–
Он мне не любовник, мама!
– А
кто?
–
Жених.
–
Женихом его могу признать только я.
–
Так признай.
–
Никогда!
–
Успокойся, мама! Давай поговорим, – Ольга указала на кресло. Мария
подумала и присела. Дочь устроилась напротив. – Валериан упреждал,
что ты будешь недовольна его появлением во дворце. Что не простишь
ему разговора, который состоялся у вас в Минске. Ведь он вынудил
тебя поступить вопреки твоему желанию. Монархи такого не
терпят.
«А
он не глуп», – подумала Мария.
– В
ответ я сказала, что у меня умная мать.
–
Спасибо! – съязвила Мария. – Польщена.
–
Это правда. Давай разберемся. Почему тебе не нравится Валериан?
–
Он наглый и беспардонный. Соблазнил мою дочь.
–
Никого он не соблазнял. Это я поощряла его на сближение. Сама дала
понять, что он мне не безразличен.
–
Чем тебя зацепил этот рыжий хам?
–
Умом и добротой, любовью и нежностью. А еще полным отсутствием
подобострастия.
–
Вот это верно. Наглости ему не занимать. Господи, дочка! Вокруг
столько мужчин! Красивых, умных, из хороших семей. А ты выбрала
обнищавшего шляхтича, из всех достоинств у которого только
гонор.
–
Ты не права, мама. Достоинств у Валериана много. Скажу больше:
такой мужчина на Земле один.
– В
тебе говорит чувство, – вздохнула Мария.
–
Не совсем. Сейчас кое-что покажу, – Ольга встала, достала из шкафа
папку и вернулась в кресло.

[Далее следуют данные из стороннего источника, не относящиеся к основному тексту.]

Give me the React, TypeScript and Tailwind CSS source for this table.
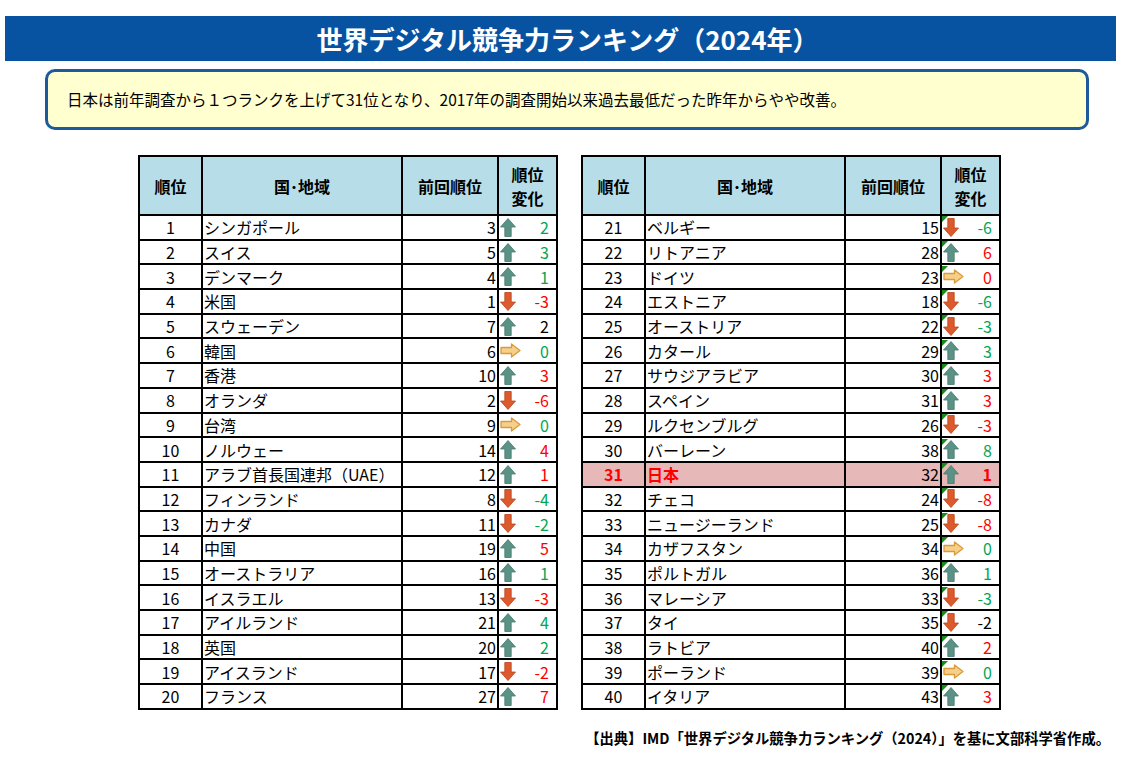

Извлекла из папки листок и протянула
его матери. – Читай!
–
Что это? – спросила Мария, взяв бумагу. – Да еще на немецком.
–
Могу перевести.
–
Сама справлюсь.
Мария впилась глазами в текст. Через минуту удивленно
положила листок на широкий подлокотник.
–
Учился на философском факультете? Он же врач!
–
Это не все, – Ольга протянула ей два листка. – Вот это прошение
Довнар-Подляского о зачислении его вольноопределяющимся в полк. А
это – его письмо ко мне. Читай, я разрешаю.
–
Почерк отличается, – сказала Мария спустя минуту. – Это даже мне
видно.
– Я
показывала эти листки лучшему графологу, перед этим взяв с него
клятву хранить тайну. Его заключение однозначно: писали два разных
человека. Между ними нет ничего общего: ни в характере, ни в
привычках. Между тем оба текста написаны одной рукой.